When you go to the pharmacy to pick up a prescription, the pharmacist gives you a tailored list of the most discussed questions about the treatment you’re about to take. These questions, covering topics from side effects to lifestyle decisions, come from forums, blogs, and patient group communities. The questions are tailored based on your age, sex, and medication. If you find a question that is helpful and relevant, you can ask the pharmacist when they come back with your prescription.
While there is a plethora of information and conversation online about health, there is much in the way of having access to trustable and pertinent information. The waiting time at the pharmacist is an appropriate moment to subtly nudge people to engage with the various elements of their health in a useful way, which could positively influence their attitude towards holistic self care.

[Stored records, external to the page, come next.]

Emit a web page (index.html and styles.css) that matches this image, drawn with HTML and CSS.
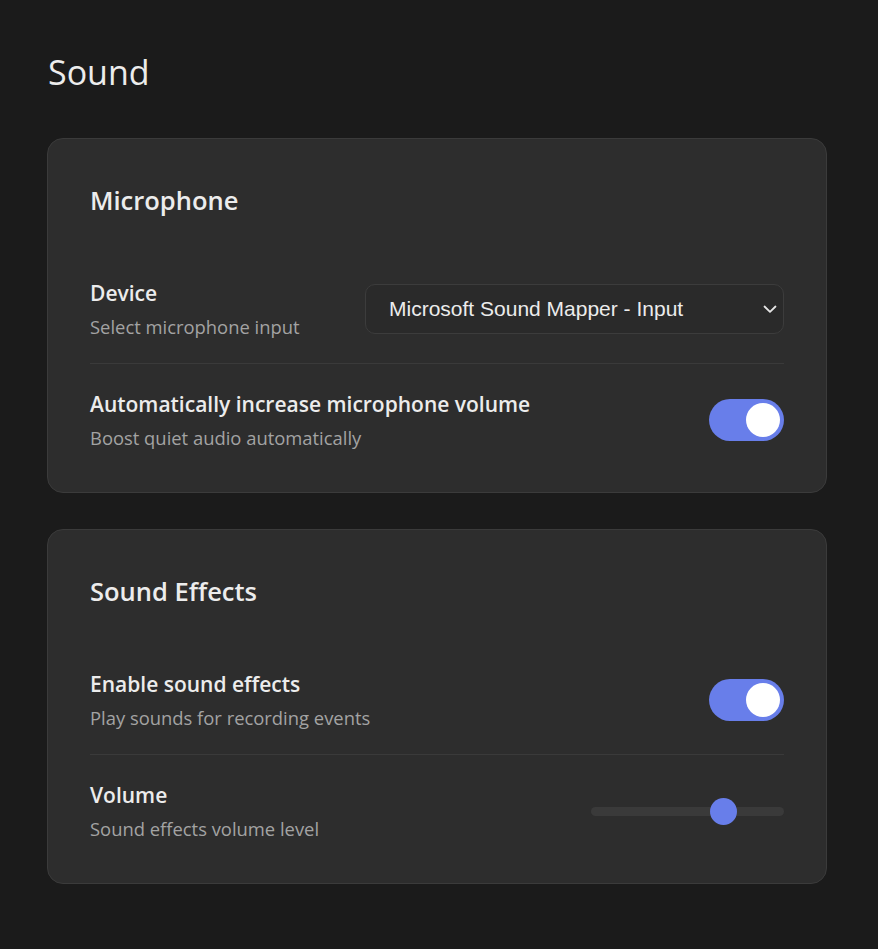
FILE: index.html
```html
<!DOCTYPE html>
<html lang="en">
<head>
<meta charset="utf-8">
<title>Sound</title>
<link rel="stylesheet" href="styles.css">
</head>
<body>
<main class="page">
  <h1 class="page-title">Sound</h1>

  <section class="card">
    <h2 class="card-title">Microphone</h2>
    <div class="rows">
      <div class="row">
        <div class="row-text">
          <div class="row-label">Device</div>
          <div class="row-desc">Select microphone input</div>
        </div>
        <div class="select">
          <span class="select-value">Microsoft Sound Mapper - Input</span>
          <svg class="chevron" width="14" height="14" viewBox="0 0 14 14"><path d="M1.5 4.5 L7 9.8 L12.5 4.5" fill="none" stroke="#e6e6e6" stroke-width="1.8" stroke-linecap="round" stroke-linejoin="round"/></svg>
        </div>
      </div>
      <div class="row">
        <div class="row-text">
          <div class="row-label">Automatically increase microphone volume</div>
          <div class="row-desc">Boost quiet audio automatically</div>
        </div>
        <div class="toggle on"><span class="knob"></span></div>
      </div>
    </div>
  </section>

  <section class="card">
    <h2 class="card-title">Sound Effects</h2>
    <div class="rows">
      <div class="row">
        <div class="row-text">
          <div class="row-label">Enable sound effects</div>
          <div class="row-desc">Play sounds for recording events</div>
        </div>
        <div class="toggle on"><span class="knob"></span></div>
      </div>
      <div class="row">
        <div class="row-text">
          <div class="row-label">Volume</div>
          <div class="row-desc">Sound effects volume level</div>
        </div>
        <div class="slider">
          <div class="slider-track"></div>
          <div class="slider-thumb" style="left: 119px;"></div>
        </div>
      </div>
    </div>
  </section>
</main>
</body>
</html>
```

FILE: styles.css
```css
* { box-sizing: border-box; }
html, body {
  margin: 0;
  padding: 0;
  background: #1b1b1b;
}
body {
  font-family: "Open Sans", "Noto Sans", "DejaVu Sans", sans-serif;
  color: #e8e8e8;
}
.page {
  padding: 48px 51px 40px 47px;
  display: flex;
  flex-direction: column;
  gap: 36px;
}
.page-title {
  margin: 0 0 6px 1px;
  font-size: 34px;
  font-weight: 500;
  line-height: 48px;
  color: #ececec;
}
.card {
  background: #2d2d2d;
  border: 1px solid #3b3b3b;
  border-radius: 16px;
  padding: 41px 42px 42px 42px;
}
.card-title {
  margin: 0 0 59px 0;
  font-size: 25.5px;
  font-weight: 600;
  line-height: 40px;
  color: #ececec;
}
.rows {
  display: flex;
  flex-direction: column;
}
.row {
  display: flex;
  align-items: center;
  justify-content: space-between;
  padding: 26px 0 25px;
  border-bottom: 1px solid #3a3a3a;
}
.row:first-child { padding-top: 0; padding-bottom: 24px; }
.row:last-child { border-bottom: none; padding-bottom: 0; }
.row-label {
  font-size: 21px;
  font-weight: 600;
  line-height: 28px;
  color: #ececec;
}
.row-desc {
  margin-top: 8px;
  font-size: 18.4px;
  line-height: 24px;
  color: #a3a3a3;
}
.select {
  width: 419px;
  height: 50px;
  border: 1px solid #3c3c3c;
  border-radius: 10px;
  background: #2a2a2a;
  display: flex;
  align-items: center;
  justify-content: space-between;
  padding: 0 6px 0 23px;
  margin-top: -1px;
}
.select-value {
  font-family: "Liberation Sans", Arial, sans-serif;
  font-size: 21px;
  color: #ececec;
}
.chevron { display: block; }
.toggle {
  width: 75px;
  height: 42px;
  border-radius: 21px;
  background: #687eea;
  position: relative;
  flex: none;
}
.knob {
  position: absolute;
  top: 4px;
  right: 4px;
  width: 34px;
  height: 34px;
  border-radius: 50%;
  background: #ffffff;
}
.slider {
  width: 193px;
  height: 26px;
  position: relative;
  flex: none;
}
.slider-track {
  position: absolute;
  left: 0;
  right: 0;
  top: 9px;
  height: 9px;
  border-radius: 5px;
  background: #3a3a3a;
}
.slider-thumb {
  position: absolute;
  top: 0;
  width: 27px;
  height: 27px;
  border-radius: 50%;
  background: #687eea;
}
```
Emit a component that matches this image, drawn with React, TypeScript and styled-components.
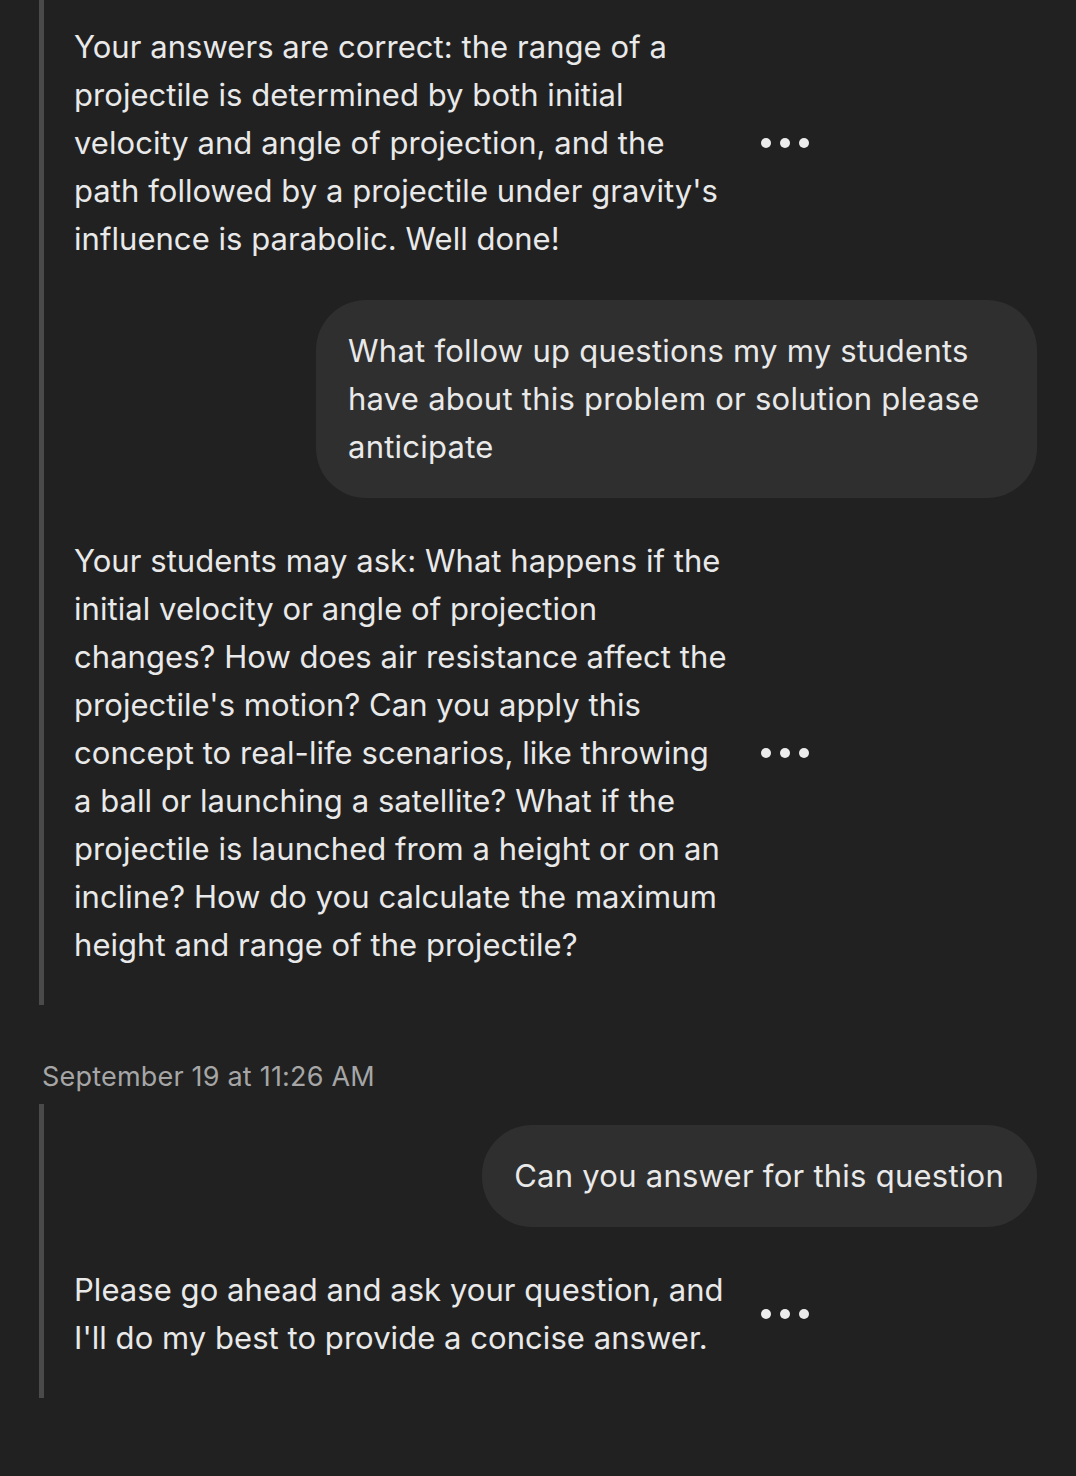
import React from "react";
import styled, { createGlobalStyle } from "styled-components";

const GlobalStyle = createGlobalStyle`
  html, body {
    margin: 0;
    padding: 0;
    background: #212121;
  }
  body {
    font-family: Inter, "Noto Sans", "Liberation Sans", sans-serif;
    color: #e9e9e9;
    -webkit-font-smoothing: antialiased;
  }
`;

const Page = styled.div`
  width: 1076px;
  min-height: 1476px;
  box-sizing: border-box;
  padding: 0 39px;
  background: #212121;
  display: flex;
  flex-direction: column;
`;

const Thread = styled.section<{ $top: number }>`
  border-left: 5px solid #4a4a4a;
  padding: ${(p) => p.$top}px 0 36px 30px;
  display: flex;
  flex-direction: column;
`;

const BotRow = styled.div<{ $gap?: number }>`
  display: flex;
  align-items: center;
  margin-top: ${(p) => p.$gap ?? 0}px;
`;

const BotText = styled.p`
  margin: 0;
  width: 661px;
  font-size: 31px;
  line-height: 48px;
  letter-spacing: 0.05px;
  white-space: pre-line;
`;

const Dots = styled.div`
  display: flex;
  gap: 9px;
  margin-left: 26px;
`;

const Dot = styled.span`
  width: 10px;
  height: 10px;
  border-radius: 50%;
  background: #ececec;
`;

const UserRow = styled.div<{ $gap: number }>`
  display: flex;
  justify-content: flex-end;
  margin-top: ${(p) => p.$gap}px;
`;

const Bubble = styled.div<{ $wide?: boolean }>`
  box-sizing: border-box;
  width: ${(p) => (p.$wide ? "721px" : "auto")};
  max-width: 721px;
  background: #2f2f2f;
  border-radius: 50px;
  padding: 27px 33px 27px 32px;
  font-size: 31px;
  line-height: 48px;
  letter-spacing: 0.25px;
  white-space: pre-line;
`;

const Timestamp = styled.div`
  margin: 54px 0 9px 3px;
  font-size: 27px;
  line-height: 36px;
  letter-spacing: 0.2px;
  color: #a6a6a6;
`;

const MoreDots = () => (
  <Dots>
    <Dot />
    <Dot />
    <Dot />
  </Dots>
);

const BotMessage = ({ text, gap }: { text: string; gap?: number }) => (
  <BotRow $gap={gap}>
    <BotText>{text}</BotText>
    <MoreDots />
  </BotRow>
);

export default function App() {
  return (
    <>
      <GlobalStyle />
      <Page>
        <Thread $top={23}>
          <BotMessage
            text={
              "Your answers are correct: the range of a\nprojectile is determined by both initial\nvelocity and angle of projection, and the\npath followed by a projectile under gravity's\ninfluence is parabolic. Well done!"
            }
          />
          <UserRow $gap={37}>
            <Bubble $wide>
              {
                "What follow up questions my my students\nhave about this problem or solution please\nanticipate"
              }
            </Bubble>
          </UserRow>
          <BotMessage
            gap={39}
            text={
              "Your students may ask: What happens if the\ninitial velocity or angle of projection\nchanges? How does air resistance affect the\nprojectile's motion? Can you apply this\nconcept to real-life scenarios, like throwing\na ball or launching a satellite? What if the\nprojectile is launched from a height or on an\nincline? How do you calculate the maximum\nheight and range of the projectile?"
            }
          />
        </Thread>
        <Timestamp>September 19 at 11:26 AM</Timestamp>
        <Thread $top={21}>
          <UserRow $gap={0}>
            <Bubble>Can you answer for this question</Bubble>
          </UserRow>
          <BotMessage
            gap={39}
            text={
              "Please go ahead and ask your question, and\nI'll do my best to provide a concise answer."
            }
          />
        </Thread>
      </Page>
    </>
  );
}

Each curiocity sheet has a web address that leads to your tailored list of questions, an opportunity to access the heart of the online discussion that is relevant to you. The curiocity website also allows you to explore other questions or type in your own. By sharing information, we empower each other to know and act on the things that matter.
Medical professionals are experts in diagnosis and medication of our ailments. We trust them with the numbers. But what about the patients? Patients are experts in the day-to-day management of their conditions. They are the ones who know how to deal with decision making and have first-hand opinions and “tricks of the trade”. Forums, blogs, and patient groups are sources of valuable information whose potential is often overlooked.How might we help people achieve treatment by embracing the experiential expertise of patients and clinical expertise of medical professionals?